**What you will do**
Repeat the listing exactly as given, omitting every image.

**Data excerpt**
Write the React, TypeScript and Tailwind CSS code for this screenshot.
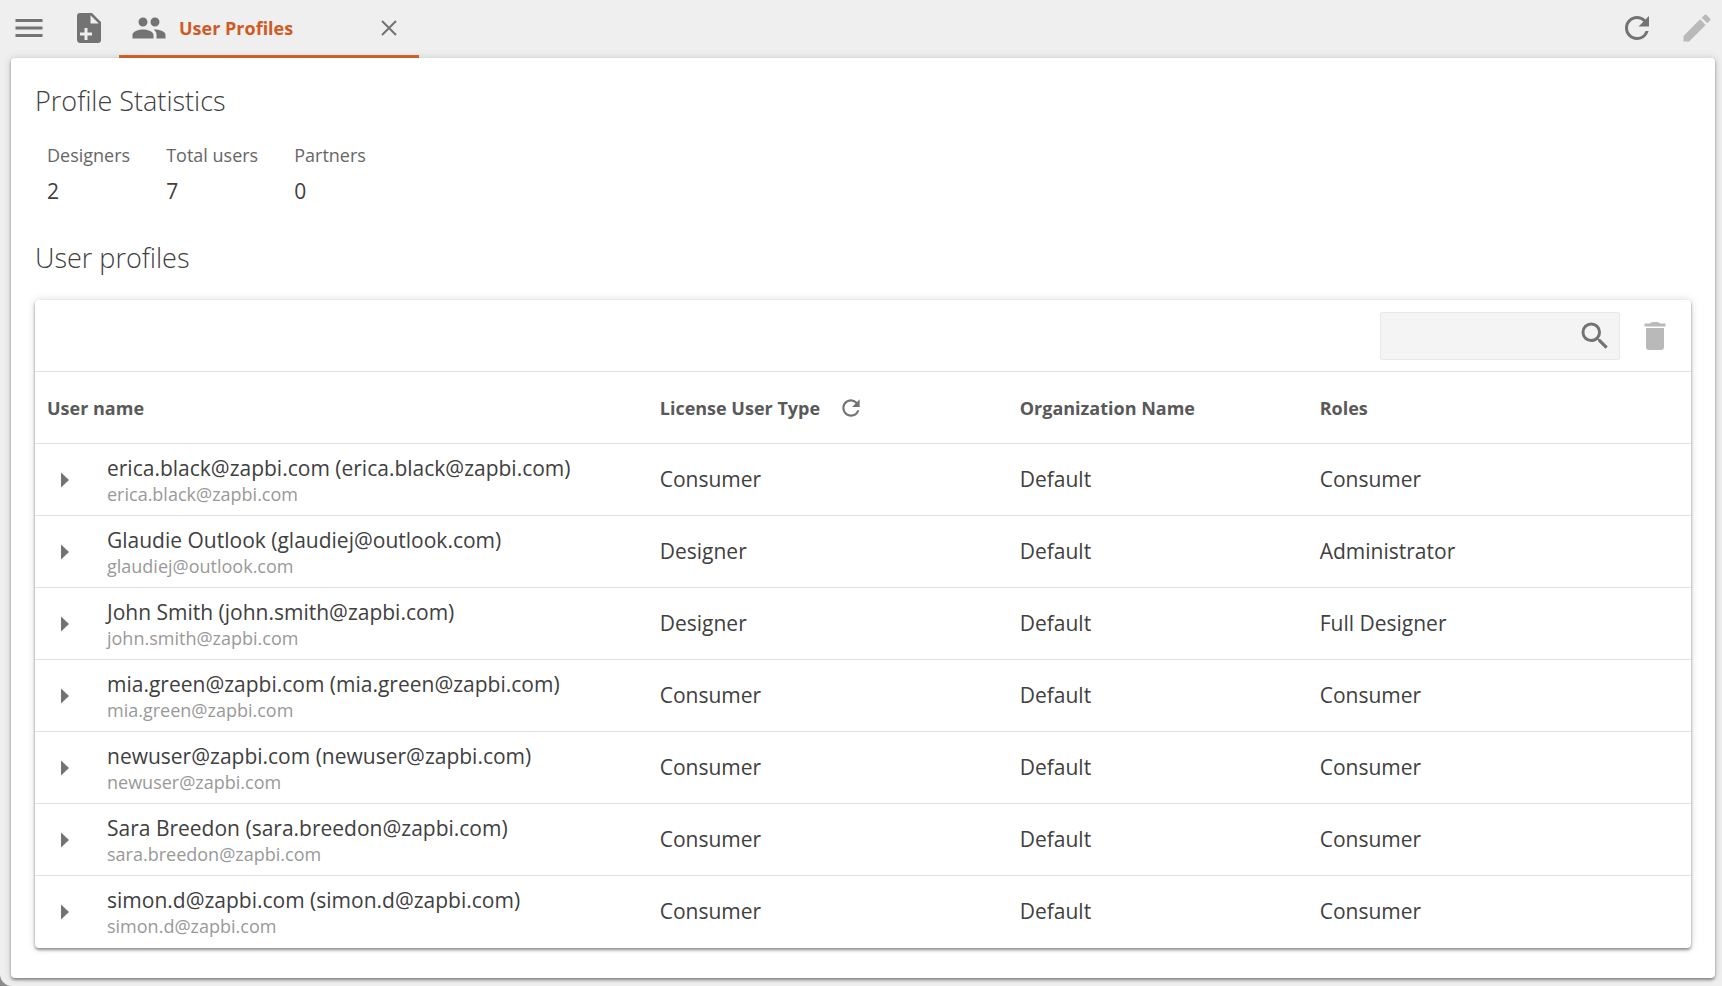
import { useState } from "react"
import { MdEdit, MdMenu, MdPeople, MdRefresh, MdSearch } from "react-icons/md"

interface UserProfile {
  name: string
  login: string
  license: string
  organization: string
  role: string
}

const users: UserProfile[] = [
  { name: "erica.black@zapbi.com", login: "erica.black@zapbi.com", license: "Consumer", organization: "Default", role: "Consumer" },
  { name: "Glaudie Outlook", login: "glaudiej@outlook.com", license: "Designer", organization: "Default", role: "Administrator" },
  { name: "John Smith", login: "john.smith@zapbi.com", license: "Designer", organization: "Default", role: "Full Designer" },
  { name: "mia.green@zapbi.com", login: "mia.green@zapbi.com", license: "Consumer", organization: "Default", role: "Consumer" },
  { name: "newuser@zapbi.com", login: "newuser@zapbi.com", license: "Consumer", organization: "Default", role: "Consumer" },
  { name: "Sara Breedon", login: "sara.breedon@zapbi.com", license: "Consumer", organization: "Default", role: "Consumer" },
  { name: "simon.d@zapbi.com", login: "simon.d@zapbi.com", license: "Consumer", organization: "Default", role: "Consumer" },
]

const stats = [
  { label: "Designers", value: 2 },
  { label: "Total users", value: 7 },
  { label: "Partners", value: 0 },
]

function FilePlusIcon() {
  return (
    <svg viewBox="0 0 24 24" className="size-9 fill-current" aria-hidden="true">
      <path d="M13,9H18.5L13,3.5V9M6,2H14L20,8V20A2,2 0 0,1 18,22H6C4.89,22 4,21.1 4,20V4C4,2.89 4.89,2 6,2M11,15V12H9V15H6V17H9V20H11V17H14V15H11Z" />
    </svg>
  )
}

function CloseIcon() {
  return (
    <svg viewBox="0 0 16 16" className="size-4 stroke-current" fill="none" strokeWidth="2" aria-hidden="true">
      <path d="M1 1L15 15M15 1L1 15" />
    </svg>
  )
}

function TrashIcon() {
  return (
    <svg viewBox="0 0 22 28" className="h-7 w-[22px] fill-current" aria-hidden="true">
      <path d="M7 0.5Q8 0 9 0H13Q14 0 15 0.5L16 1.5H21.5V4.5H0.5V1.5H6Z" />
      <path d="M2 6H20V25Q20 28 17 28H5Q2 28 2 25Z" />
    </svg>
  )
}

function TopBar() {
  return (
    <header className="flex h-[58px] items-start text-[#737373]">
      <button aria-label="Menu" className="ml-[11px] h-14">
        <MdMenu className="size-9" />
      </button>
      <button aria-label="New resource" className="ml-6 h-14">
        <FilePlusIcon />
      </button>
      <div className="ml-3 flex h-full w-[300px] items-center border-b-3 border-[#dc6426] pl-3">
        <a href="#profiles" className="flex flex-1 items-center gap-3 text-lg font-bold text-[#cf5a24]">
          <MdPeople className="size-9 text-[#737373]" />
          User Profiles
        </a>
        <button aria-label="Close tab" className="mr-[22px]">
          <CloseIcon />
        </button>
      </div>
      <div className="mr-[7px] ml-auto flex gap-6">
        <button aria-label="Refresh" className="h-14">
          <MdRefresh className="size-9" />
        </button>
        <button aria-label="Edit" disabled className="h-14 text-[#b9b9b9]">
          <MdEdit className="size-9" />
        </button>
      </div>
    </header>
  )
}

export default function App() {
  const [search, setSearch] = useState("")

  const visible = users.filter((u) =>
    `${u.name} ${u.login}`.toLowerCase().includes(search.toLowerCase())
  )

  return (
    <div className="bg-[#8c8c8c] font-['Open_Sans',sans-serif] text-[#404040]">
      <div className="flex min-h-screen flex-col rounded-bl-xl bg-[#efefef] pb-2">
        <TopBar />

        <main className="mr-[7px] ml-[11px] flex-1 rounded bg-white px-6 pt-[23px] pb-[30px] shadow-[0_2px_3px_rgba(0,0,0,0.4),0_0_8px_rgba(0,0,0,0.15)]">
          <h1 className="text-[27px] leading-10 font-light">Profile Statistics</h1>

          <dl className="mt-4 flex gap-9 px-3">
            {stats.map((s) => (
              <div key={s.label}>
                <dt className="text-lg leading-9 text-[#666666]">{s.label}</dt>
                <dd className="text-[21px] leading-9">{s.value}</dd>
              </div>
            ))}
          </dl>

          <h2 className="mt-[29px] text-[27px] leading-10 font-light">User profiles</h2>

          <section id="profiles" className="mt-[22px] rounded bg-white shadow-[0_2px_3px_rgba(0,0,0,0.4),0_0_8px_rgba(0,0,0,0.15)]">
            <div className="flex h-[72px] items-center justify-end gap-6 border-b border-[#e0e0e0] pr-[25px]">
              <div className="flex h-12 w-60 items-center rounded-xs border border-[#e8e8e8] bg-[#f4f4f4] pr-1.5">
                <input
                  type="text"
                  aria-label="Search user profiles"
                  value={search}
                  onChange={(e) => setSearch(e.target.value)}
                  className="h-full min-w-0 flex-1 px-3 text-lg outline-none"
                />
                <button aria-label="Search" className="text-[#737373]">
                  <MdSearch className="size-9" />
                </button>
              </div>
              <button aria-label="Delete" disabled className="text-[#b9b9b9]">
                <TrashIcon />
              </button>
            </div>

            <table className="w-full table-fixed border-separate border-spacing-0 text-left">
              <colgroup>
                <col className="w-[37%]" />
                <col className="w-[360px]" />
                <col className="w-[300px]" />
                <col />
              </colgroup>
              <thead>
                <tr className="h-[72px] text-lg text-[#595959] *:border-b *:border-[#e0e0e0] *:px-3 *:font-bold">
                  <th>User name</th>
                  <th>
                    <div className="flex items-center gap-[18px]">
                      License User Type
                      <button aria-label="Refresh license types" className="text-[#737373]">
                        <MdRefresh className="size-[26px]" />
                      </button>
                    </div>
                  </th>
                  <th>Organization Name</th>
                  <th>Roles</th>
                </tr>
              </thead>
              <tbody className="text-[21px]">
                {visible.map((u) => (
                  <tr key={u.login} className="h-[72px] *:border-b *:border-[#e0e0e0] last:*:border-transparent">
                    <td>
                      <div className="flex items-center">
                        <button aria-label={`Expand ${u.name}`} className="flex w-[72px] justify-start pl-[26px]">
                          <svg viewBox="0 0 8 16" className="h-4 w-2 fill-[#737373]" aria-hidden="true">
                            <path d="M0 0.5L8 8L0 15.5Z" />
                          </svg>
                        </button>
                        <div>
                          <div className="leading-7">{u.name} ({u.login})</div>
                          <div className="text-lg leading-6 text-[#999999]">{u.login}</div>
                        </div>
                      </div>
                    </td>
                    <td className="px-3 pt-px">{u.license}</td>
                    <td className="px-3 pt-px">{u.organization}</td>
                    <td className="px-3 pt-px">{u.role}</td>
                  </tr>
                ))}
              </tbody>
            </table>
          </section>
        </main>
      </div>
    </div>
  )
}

**Response below**
Write the React, TypeScript and Tailwind CSS code for this screenshot.
import { useState } from "react"
import { MdEdit, MdMenu, MdPeople, MdRefresh, MdSearch } from "react-icons/md"

interface UserProfile {
  name: string
  login: string
  license: string
  organization: string
  role: string
}

const users: UserProfile[] = [
  { name: "erica.black@zapbi.com", login: "erica.black@zapbi.com", license: "Consumer", organization: "Default", role: "Consumer" },
  { name: "Glaudie Outlook", login: "glaudiej@outlook.com", license: "Designer", organization: "Default", role: "Administrator" },
  { name: "John Smith", login: "john.smith@zapbi.com", license: "Designer", organization: "Default", role: "Full Designer" },
  { name: "mia.green@zapbi.com", login: "mia.green@zapbi.com", license: "Consumer", organization: "Default", role: "Consumer" },
  { name: "newuser@zapbi.com", login: "newuser@zapbi.com", license: "Consumer", organization: "Default", role: "Consumer" },
  { name: "Sara Breedon", login: "sara.breedon@zapbi.com", license: "Consumer", organization: "Default", role: "Consumer" },
  { name: "simon.d@zapbi.com", login: "simon.d@zapbi.com", license: "Consumer", organization: "Default", role: "Consumer" },
]

const stats = [
  { label: "Designers", value: 2 },
  { label: "Total users", value: 7 },
  { label: "Partners", value: 0 },
]

function FilePlusIcon() {
  return (
    <svg viewBox="0 0 24 24" className="size-9 fill-current" aria-hidden="true">
      <path d="M13,9H18.5L13,3.5V9M6,2H14L20,8V20A2,2 0 0,1 18,22H6C4.89,22 4,21.1 4,20V4C4,2.89 4.89,2 6,2M11,15V12H9V15H6V17H9V20H11V17H14V15H11Z" />
    </svg>
  )
}

function CloseIcon() {
  return (
    <svg viewBox="0 0 16 16" className="size-4 stroke-current" fill="none" strokeWidth="2" aria-hidden="true">
      <path d="M1 1L15 15M15 1L1 15" />
    </svg>
  )
}

function TrashIcon() {
  return (
    <svg viewBox="0 0 22 28" className="h-7 w-[22px] fill-current" aria-hidden="true">
      <path d="M7 0.5Q8 0 9 0H13Q14 0 15 0.5L16 1.5H21.5V4.5H0.5V1.5H6Z" />
      <path d="M2 6H20V25Q20 28 17 28H5Q2 28 2 25Z" />
    </svg>
  )
}

function TopBar() {
  return (
    <header className="flex h-[58px] items-start text-[#737373]">
      <button aria-label="Menu" className="ml-[11px] h-14">
        <MdMenu className="size-9" />
      </button>
      <button aria-label="New resource" className="ml-6 h-14">
        <FilePlusIcon />
      </button>
      <div className="ml-3 flex h-full w-[300px] items-center border-b-3 border-[#dc6426] pl-3">
        <a href="#profiles" className="flex flex-1 items-center gap-3 text-lg font-bold text-[#cf5a24]">
          <MdPeople className="size-9 text-[#737373]" />
          User Profiles
        </a>
        <button aria-label="Close tab" className="mr-[22px]">
          <CloseIcon />
        </button>
      </div>
      <div className="mr-[7px] ml-auto flex gap-6">
        <button aria-label="Refresh" className="h-14">
          <MdRefresh className="size-9" />
        </button>
        <button aria-label="Edit" disabled className="h-14 text-[#b9b9b9]">
          <MdEdit className="size-9" />
        </button>
      </div>
    </header>
  )
}

export default function App() {
  const [search, setSearch] = useState("")

  const visible = users.filter((u) =>
    `${u.name} ${u.login}`.toLowerCase().includes(search.toLowerCase())
  )

  return (
    <div className="bg-[#8c8c8c] font-['Open_Sans',sans-serif] text-[#404040]">
      <div className="flex min-h-screen flex-col rounded-bl-xl bg-[#efefef] pb-2">
        <TopBar />

        <main className="mr-[7px] ml-[11px] flex-1 rounded bg-white px-6 pt-[23px] pb-[30px] shadow-[0_2px_3px_rgba(0,0,0,0.4),0_0_8px_rgba(0,0,0,0.15)]">
          <h1 className="text-[27px] leading-10 font-light">Profile Statistics</h1>

          <dl className="mt-4 flex gap-9 px-3">
            {stats.map((s) => (
              <div key={s.label}>
                <dt className="text-lg leading-9 text-[#666666]">{s.label}</dt>
                <dd className="text-[21px] leading-9">{s.value}</dd>
              </div>
            ))}
          </dl>

          <h2 className="mt-[29px] text-[27px] leading-10 font-light">User profiles</h2>

          <section id="profiles" className="mt-[22px] rounded bg-white shadow-[0_2px_3px_rgba(0,0,0,0.4),0_0_8px_rgba(0,0,0,0.15)]">
            <div className="flex h-[72px] items-center justify-end gap-6 border-b border-[#e0e0e0] pr-[25px]">
              <div className="flex h-12 w-60 items-center rounded-xs border border-[#e8e8e8] bg-[#f4f4f4] pr-1.5">
                <input
                  type="text"
                  aria-label="Search user profiles"
                  value={search}
                  onChange={(e) => setSearch(e.target.value)}
                  className="h-full min-w-0 flex-1 px-3 text-lg outline-none"
                />
                <button aria-label="Search" className="text-[#737373]">
                  <MdSearch className="size-9" />
                </button>
              </div>
              <button aria-label="Delete" disabled className="text-[#b9b9b9]">
                <TrashIcon />
              </button>
            </div>

            <table className="w-full table-fixed border-separate border-spacing-0 text-left">
              <colgroup>
                <col className="w-[37%]" />
                <col className="w-[360px]" />
                <col className="w-[300px]" />
                <col />
              </colgroup>
              <thead>
                <tr className="h-[72px] text-lg text-[#595959] *:border-b *:border-[#e0e0e0] *:px-3 *:font-bold">
                  <th>User name</th>
                  <th>
                    <div className="flex items-center gap-[18px]">
                      License User Type
                      <button aria-label="Refresh license types" className="text-[#737373]">
                        <MdRefresh className="size-[26px]" />
                      </button>
                    </div>
                  </th>
                  <th>Organization Name</th>
                  <th>Roles</th>
                </tr>
              </thead>
              <tbody className="text-[21px]">
                {visible.map((u) => (
                  <tr key={u.login} className="h-[72px] *:border-b *:border-[#e0e0e0] last:*:border-transparent">
                    <td>
                      <div className="flex items-center">
                        <button aria-label={`Expand ${u.name}`} className="flex w-[72px] justify-start pl-[26px]">
                          <svg viewBox="0 0 8 16" className="h-4 w-2 fill-[#737373]" aria-hidden="true">
                            <path d="M0 0.5L8 8L0 15.5Z" />
                          </svg>
                        </button>
                        <div>
                          <div className="leading-7">{u.name} ({u.login})</div>
                          <div className="text-lg leading-6 text-[#999999]">{u.login}</div>
                        </div>
                      </div>
                    </td>
                    <td className="px-3 pt-px">{u.license}</td>
                    <td className="px-3 pt-px">{u.organization}</td>
                    <td className="px-3 pt-px">{u.role}</td>
                  </tr>
                ))}
              </tbody>
            </table>
          </section>
        </main>
      </div>
    </div>
  )
}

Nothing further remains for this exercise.